Sometimes, even learning about God can be wearisome. Study, study, and more study. Isn’t our relationship with God more about the heart than the brain? To be sure, it is. But let me repeat: What you love you, will come to know better and better. Sometimes you set out to learn about God, and as a result you love Him more. And sometimes, perhaps more often, you set out just to love God, and as a result you come to learn more about Him. Love and knowledge are always together: You cannot separate the pursuit of one from the pursuit of the other.
I mentioned before that God’s love not only comes to you through others, but that others can also be an image of that love, especially a mother. In the next steps you are about to take, you will not only love God in Himself, you must also learn to love His image. Often we recognize His image through beauty: in a spouse, in a baby or child, in a friend, in nature and so on.
I hope and pray that you will continue to learn to see God’s image in every person, even those who are seemingly weak or ugly. In biblical terms, we must love God in the widow, the orphan, the foreigner among us, and every kind of leper. In today’s terms, we must see God’s image in the unborn, the disabled, the elderly, the sick, the mentally ill, the addicted, the poor, the homeless, the ignorant and opinionated, the foreigner among us, and so on. And where it can be most difficult to see God’s image is in the vicious, those who by some mysterious choice embrace evil and unhappiness. Yet they need our love most of all. Love as your mother has shown you how to love. Love as God has loved you.

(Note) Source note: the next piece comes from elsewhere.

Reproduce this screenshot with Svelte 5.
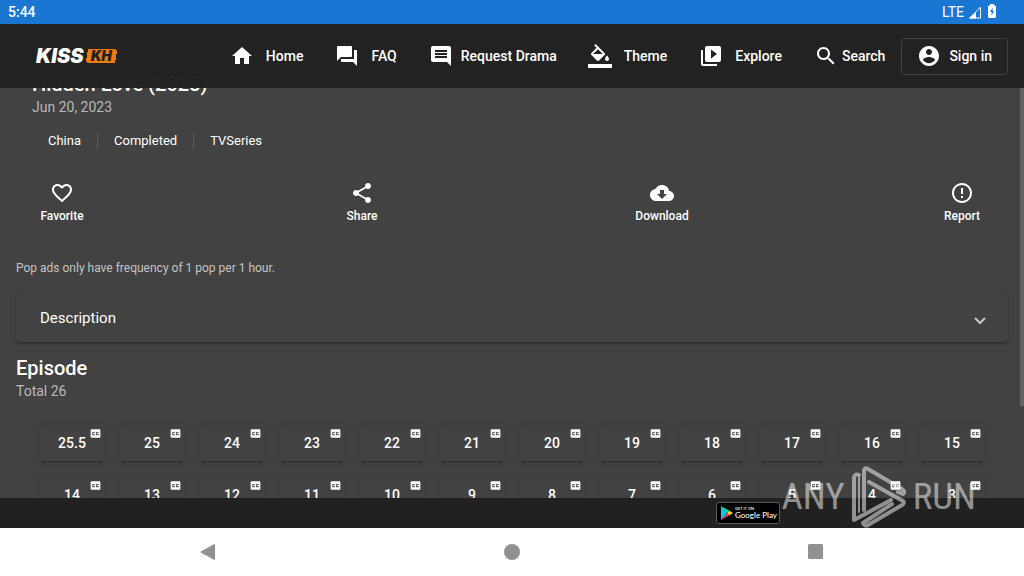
<script lang="ts">
  const navItems = [
    { label: 'Home', path: 'M10 20v-6h4v6h5v-8h3L12 3 2 12h3v8z' },
    {
      label: 'FAQ',
      path: 'M21 6h-2v9H6v2c0 .55.45 1 1 1h11l4 4V7c0-.55-.45-1-1-1zm-4 6V3c0-.55-.45-1-1-1H3c-.55 0-1 .45-1 1v14l4-4h10c.55 0 1-.45 1-1z'
    },
    {
      label: 'Request Drama',
      tight: true,
      path: 'M21.99 4c0-1.1-.89-2-1.99-2H4c-1.1 0-2 .9-2 2v12c0 1.1.9 2 2 2h14l4 4-.01-18zM18 14H6v-2h12v2zm0-3H6V9h12v2zm0-3H6V6h12v2z'
    },
    {
      label: 'Theme',
      path: 'M16.56 8.94L7.62 0 6.21 1.41l2.38 2.38-5.15 5.15c-.59.59-.59 1.54 0 2.12l5.5 5.5c.29.29.68.44 1.06.44s.77-.15 1.06-.44l5.5-5.5c.59-.58.59-1.53 0-2.12zM5.21 10L10 5.21 14.79 10H5.21zM19 11.5s-2 2.17-2 3.5c0 1.1.9 2 2 2s2-.9 2-2c0-1.33-2-3.5-2-3.5zM0 20h24v4H0z'
    },
    {
      label: 'Explore',
      path: 'M4 6H2v14c0 1.1.9 2 2 2h14v-2H4V6zm16-4H8c-1.1 0-2 .9-2 2v12c0 1.1.9 2 2 2h12c1.1 0 2-.9 2-2V4c0-1.1-.9-2-2-2zm-8 12.5v-9l6 4.5-6 4.5z'
    }
  ];

  const tags = ['China', 'Completed', 'TVSeries'];

  const actions = [
    {
      label: 'Favorite',
      path: 'M16.5 3c-1.74 0-3.41.81-4.5 2.09C10.91 3.81 9.24 3 7.5 3 4.42 3 2 5.42 2 8.5c0 3.78 3.4 6.86 8.55 11.54L12 21.35l1.45-1.32C18.6 15.36 22 12.28 22 8.5 22 5.42 19.58 3 16.5 3zm-4.4 15.55l-.1.1-.1-.1C7.14 14.24 4 11.39 4 8.5 4 6.5 5.5 5 7.5 5c1.54 0 3.04.99 3.57 2.36h1.87C13.46 5.99 14.96 5 16.5 5c2 0 3.5 1.5 3.5 3.5 0 2.89-3.14 5.74-7.9 10.05z'
    },
    {
      label: 'Share',
      path: 'M18 16.08c-.76 0-1.44.3-1.96.77L8.91 12.7c.05-.23.09-.46.09-.7s-.04-.47-.09-.7l7.05-4.11c.54.5 1.25.81 2.04.81 1.66 0 3-1.34 3-3s-1.34-3-3-3-3 1.34-3 3c0 .24.04.47.09.7L8.04 9.81C7.5 9.31 6.79 9 6 9c-1.66 0-3 1.34-3 3s1.34 3 3 3c.79 0 1.5-.31 2.04-.81l7.12 4.16c-.05.21-.08.43-.08.65 0 1.61 1.31 2.92 2.92 2.92s2.92-1.31 2.92-2.92-1.31-2.92-2.92-2.92z'
    },
    {
      label: 'Download',
      path: 'M19.35 10.04C18.67 6.59 15.64 4 12 4 9.11 4 6.6 5.64 5.35 8.04 2.34 8.36 0 10.91 0 14c0 3.31 2.69 6 6 6h13c2.76 0 5-2.24 5-5 0-2.64-2.05-4.78-4.65-4.96zM17 13l-5 5-5-5h3V9h4v4h3z'
    },
    {
      label: 'Report',
      path: 'M11 15h2v2h-2zm0-8h2v6h-2zm.99-5C6.47 2 2 6.48 2 12s4.47 10 9.99 10C17.52 22 22 17.52 22 12S17.52 2 11.99 2zM12 20c-4.42 0-8-3.58-8-8s3.58-8 8-8 8 3.58 8 8-3.58 8-8 8z'
    }
  ];

  const episodes = ['25.5', ...Array.from({ length: 25 }, (_, i) => String(25 - i))];
</script>

<div class="screen">
  <div class="status">
    <span class="clock">5:44</span>
    <div class="signals">
      <span>LTE</span>
      <svg width="14" height="13" viewBox="0 0 14 13">
        <path d="M12.500 1.200V12H1.700z" fill="none" stroke="#fff" />
        <path d="M1 12.500L8 6v6.500z" fill="#fff" />
      </svg>
      <svg class="battery" width="8" height="14" viewBox="0 0 8 14">
        <path d="M2 0h4v1.500h1q1 0 1 1V13q0 1-1 1H1q-1 0-1-1V2.500q0-1 1-1h1z" fill="#fff" />
        <path d="M4.600 3.500L2 8h1.600v3.500L6 7H4.600z" fill="#1976d2" />
      </svg>
    </div>
  </div>

  <header>
    <a class="logo" href="#home"><span>KISS</span><span class="kh"><span>KH</span></span></a>
    <nav>
      {#each navItems as item}
        <a href="#{item.label}" class:tight={item.tight}>
          <svg class="icon" viewBox="0 0 24 24"><path d={item.path} /></svg>
          {item.label}
        </a>
      {/each}
      <button class="search">
        <svg class="icon" viewBox="0 0 24 24"><path d="M15.5 14h-.79l-.28-.27C15.41 12.59 16 11.11 16 9.5 16 5.91 13.09 3 9.5 3S3 5.91 3 9.5 5.91 16 9.5 16c1.61 0 3.09-.59 4.23-1.57l.27.28v.79l5 4.99L20.49 19l-4.99-5zm-6 0C7.01 14 5 11.99 5 9.5S7.01 5 9.5 5 14 7.01 14 9.500 11.99 14 9.500 14z" /></svg>
        Search
      </button>
      <button class="sign-in">
        <svg class="icon" viewBox="0 0 24 24"><path d="M12 2C6.480 2 2 6.480 2 12s4.480 10 10 10 10-4.480 10-10S17.520 2 12 2zm0 3c1.660 0 3 1.340 3 3s-1.340 3-3 3-3-1.340-3-3 1.340-3 3-3zm0 14.200c-2.500 0-4.710-1.280-6-3.220.03-1.990 4-3.080 6-3.080 1.990 0 5.970 1.090 6 3.080-1.290 1.940-3.500 3.220-6 3.220z" /></svg>
        Sign in
      </button>
    </nav>
  </header>

  <main>
    <section class="info">
      <h1>Hidden Love (2023)</h1>
      <p class="sub">Jun 20, 2023</p>
      <ul class="tags">
        {#each tags as tag}
          <li>{tag}</li>
        {/each}
      </ul>
      <div class="actions">
        {#each actions as action}
          <button>
            <svg class="icon" viewBox="0 0 24 24"><path d={action.path} /></svg>
            {action.label}
          </button>
        {/each}
      </div>
    </section>

    <p class="notice">Pop ads only have frequency of 1 pop per 1 hour.</p>

    <button class="panel">
      Description
      <svg width="12" height="8" viewBox="0 0 12 8">
        <path d="M1 1l5 5 5-5" fill="none" stroke="#c6c6c6" stroke-width="2" />
      </svg>
    </button>

    <h2>Episode</h2>
    <p class="sub">Total 26</p>
    <div class="episodes">
      {#each episodes as episode}
        <button>
          {episode}
          <svg class="cc" viewBox="0 0 24 24"><path d="M19 4H5c-1.110 0-2 .9-2 2v12c0 1.100.89 2 2 2h14c1.100 0 2-.9 2-2V6c0-1.100-.9-2-2-2zm-8 7H9.500v-.5h-2v3h2V13H11v1c0 .55-.45 1-1 1H7c-.55 0-1-.45-1-1v-4c0-.55.45-1 1-1h3c.55 0 1 .45 1 1v1zm7 0h-1.500v-.5h-2v3h2V13H18v1c0 .55-.45 1-1 1h-3c-.55 0-1-.45-1-1v-4c0-.55.45-1 1-1h3c.55 0 1 .45 1 1v1z" /></svg>
        </button>
      {/each}
    </div>
    <div class="scrollbar"></div>
  </main>

  <footer>
    <a class="play" href="#play">
      <svg width="12" height="14" viewBox="0 0 12 14">
        <path d="M0 0v14l6-7z" fill="#00c8e8" />
        <path d="M0 0l8.500 4.800L6 7z" fill="#00e08a" />
        <path d="M8.500 4.800L12 7 8.500 9.200 6 7z" fill="#ffc928" />
        <path d="M0 14l8.500-4.800L6 7z" fill="#f4434f" />
      </svg>
      <span class="play-text"><small>GET IT ON</small><span>Google Play</span></span>
    </a>
  </footer>

  <div class="system-nav">
    <button aria-label="Back"><svg width="16" height="16" viewBox="0 0 16 16"><path d="M14.500.5v15L.8 8z" stroke="#919191" stroke-linejoin="round" /></svg></button>
    <button aria-label="Home"><svg width="16" height="16" viewBox="0 0 16 16"><circle cx="8" cy="8" r="8" /></svg></button>
    <button aria-label="Overview"><svg width="16" height="16" viewBox="0 0 16 16"><rect width="15" height="15" rx="1.500" /></svg></button>
  </div>

  <div class="watermark">
    <span>ANY</span>
    <svg width="54" height="62" viewBox="0 0 54 62" fill="none" stroke="#fff" stroke-width="4" stroke-linejoin="round" stroke-linecap="round">
      <path d="M7 9Q2 7 2 13V54L39 34" />
      <path d="M7 9V46" stroke-width="2" />
      <path d="M12 44V5Q12 1 16 3L50 23Q54 26 51 28L46 26" />
      <path d="M17 16L51 35Q53 37 50 39L16 59Q13 61 11 57L40 38" />
    </svg>
    <span>RUN</span>
  </div>
</div>

<style>
  :global(body) {
    margin: 0;
    background: #424242;
  }

  .screen {
    position: relative;
    display: flex;
    flex-direction: column;
    height: 100vh;
    overflow: hidden;
    background: #424242;
    color: #fff;
    font-family: Roboto, sans-serif;
    font-size: 14px;
  }

  button {
    margin: 0;
    padding: 0;
    border: 0;
    background: none;
    color: inherit;
    font: inherit;
    cursor: pointer;
  }

  a {
    color: inherit;
    text-decoration: none;
  }

  h1,
  h2,
  p,
  ul {
    margin: 0;
    padding: 0;
  }

  .icon {
    width: 24px;
    height: 24px;
    fill: currentColor;
    flex-shrink: 0;
  }

  .status {
    display: flex;
    justify-content: space-between;
    align-items: center;
    height: 24px;
    padding: 0 28px 0 8px;
    background: #1976d2;
    flex-shrink: 0;
    z-index: 2;
  }

  .clock {
    font-weight: 500;
  }

  .signals {
    display: flex;
    align-items: center;
    gap: 4px;
  }

  .battery {
    margin: 0 0 2px 2px;
  }

  header {
    display: flex;
    align-items: center;
    justify-content: space-between;
    height: 64px;
    padding: 0 16px 0 36px;
    background: rgba(33, 33, 33, 0.99);
    flex-shrink: 0;
    z-index: 2;
  }

  .logo {
    display: flex;
    align-items: center;
    font: italic 900 20px/14px Inter, sans-serif;
  }

  .kh {
    margin-left: 2px;
    padding: 0 5px;
    border-radius: 3px;
    background: linear-gradient(100deg, transparent 2px, #ee7a12 2px, #ee7a12 calc(100% - 2px), transparent 0);
    color: #222;
    font-size: 14px;
  }

  nav {
    display: flex;
    align-items: center;
    font-weight: 500;
    white-space: nowrap;
  }

  nav a,
  nav button {
    display: flex;
    align-items: center;
    gap: 12px;
    padding: 0 16px;
  }

  nav .tight {
    gap: 8px;
    padding-right: 15px;
  }

  nav .search {
    gap: 4px;
  }

  nav .sign-in {
    gap: 8px;
    height: 37px;
    padding: 0 15px;
    border: 1px solid #414141;
    border-radius: 4px;
  }

  main {
    position: relative;
    flex: 1;
    min-height: 0;
    margin-top: -16px;
    padding: 0 16px;
    overflow: hidden;
  }

  .info {
    padding: 0 16px;
  }

  h1,
  h2 {
    font-size: 20px;
    font-weight: 500;
    line-height: 25px;
  }

  .sub {
    color: #b9b9b9;
    line-height: 20px;
  }

  .tags {
    display: flex;
    margin-top: 16px;
    list-style: none;
    font-size: 13px;
    line-height: 16px;
  }

  .tags li {
    padding: 0 16px;
  }

  .tags li + li {
    border-left: 1px solid #5c5c5c;
  }

  .actions {
    display: flex;
    justify-content: space-between;
    margin-top: 32px;
  }

  .actions button {
    display: flex;
    flex-direction: column;
    align-items: center;
    gap: 4px;
    width: 60px;
    font-size: 12px;
    font-weight: 500;
    line-height: 14px;
  }

  .notice {
    margin-top: 36px;
    color: #c4c4c4;
    font-size: 12px;
    line-height: 18px;
  }

  .panel {
    display: flex;
    align-items: center;
    justify-content: space-between;
    width: 100%;
    height: 48px;
    margin: 17px 0 14px;
    padding: 0 22px 0 24px;
    border-radius: 4px;
    box-shadow: 0 2px 2px -1px rgba(0, 0, 0, 0.4), 0 1px 4px rgba(0, 0, 0, 0.12);
    font-size: 15px;
  }

  .panel svg {
    margin-top: 6px;
  }

  .episodes {
    display: grid;
    grid-template-columns: repeat(auto-fill, 64px);
    gap: 16px;
    padding: 24px 24px 0;
  }

  .episodes button {
    position: relative;
    height: 36px;
    border-radius: 4px;
    box-shadow: 0 3px 2px -2px rgba(0, 0, 0, 0.35), 0 1px 4px rgba(0, 0, 0, 0.12);
    font-weight: 500;
  }

  .cc {
    position: absolute;
    top: 2px;
    right: 2px;
    width: 13px;
    height: 13px;
    fill: #fff;
  }

  .scrollbar {
    position: absolute;
    top: 0;
    right: 0;
    width: 4px;
    height: 334px;
    background: #636363;
  }

  footer {
    display: flex;
    justify-content: flex-end;
    align-items: center;
    height: 30px;
    padding-right: 244px;
    background: #212121;
    flex-shrink: 0;
  }

  .play {
    display: flex;
    align-items: center;
    gap: 2px;
    box-sizing: border-box;
    width: 64px;
    height: 22px;
    padding-left: 4px;
    border: 1px solid #5a5a5a;
    border-radius: 3px;
    background: #000;
    font-family: Lato, sans-serif;
  }

  .play-text {
    display: flex;
    flex-direction: column;
    font-size: 8px;
    font-weight: 500;
    line-height: 9px;
    white-space: nowrap;
  }

  .play-text small {
    font-size: 4px;
    line-height: 5px;
  }

  .system-nav {
    display: flex;
    justify-content: space-between;
    height: 48px;
    padding: 0 18%;
    background: #fff;
    flex-shrink: 0;
  }

  .system-nav button {
    display: flex;
    align-items: center;
    justify-content: center;
    width: 48px;
    fill: #919191;
  }

  .watermark {
    position: absolute;
    right: 48px;
    bottom: 48px;
    display: flex;
    align-items: center;
    gap: 7px;
    opacity: 0.5;
    font: 37px/62px "Liberation Sans Narrow", "Roboto Condensed", sans-serif;
    pointer-events: none;
  }
</style>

May the steps in life you now take be steps of love for all these images of God.
*****
Dear graduates, my heartiest congratulations on your wonderful accomplishment that we celebrate today. You have completed an essential step in life. All of us who love you rejoice in what you have achieved. And we have the greatest hope and confidence in the steps you are about to take. We are filled with joyful anticipation for the complete manifestation of the great work of God we have seen begun in you. May He continue to bless you now and always, even unto the day of Jesus Christ.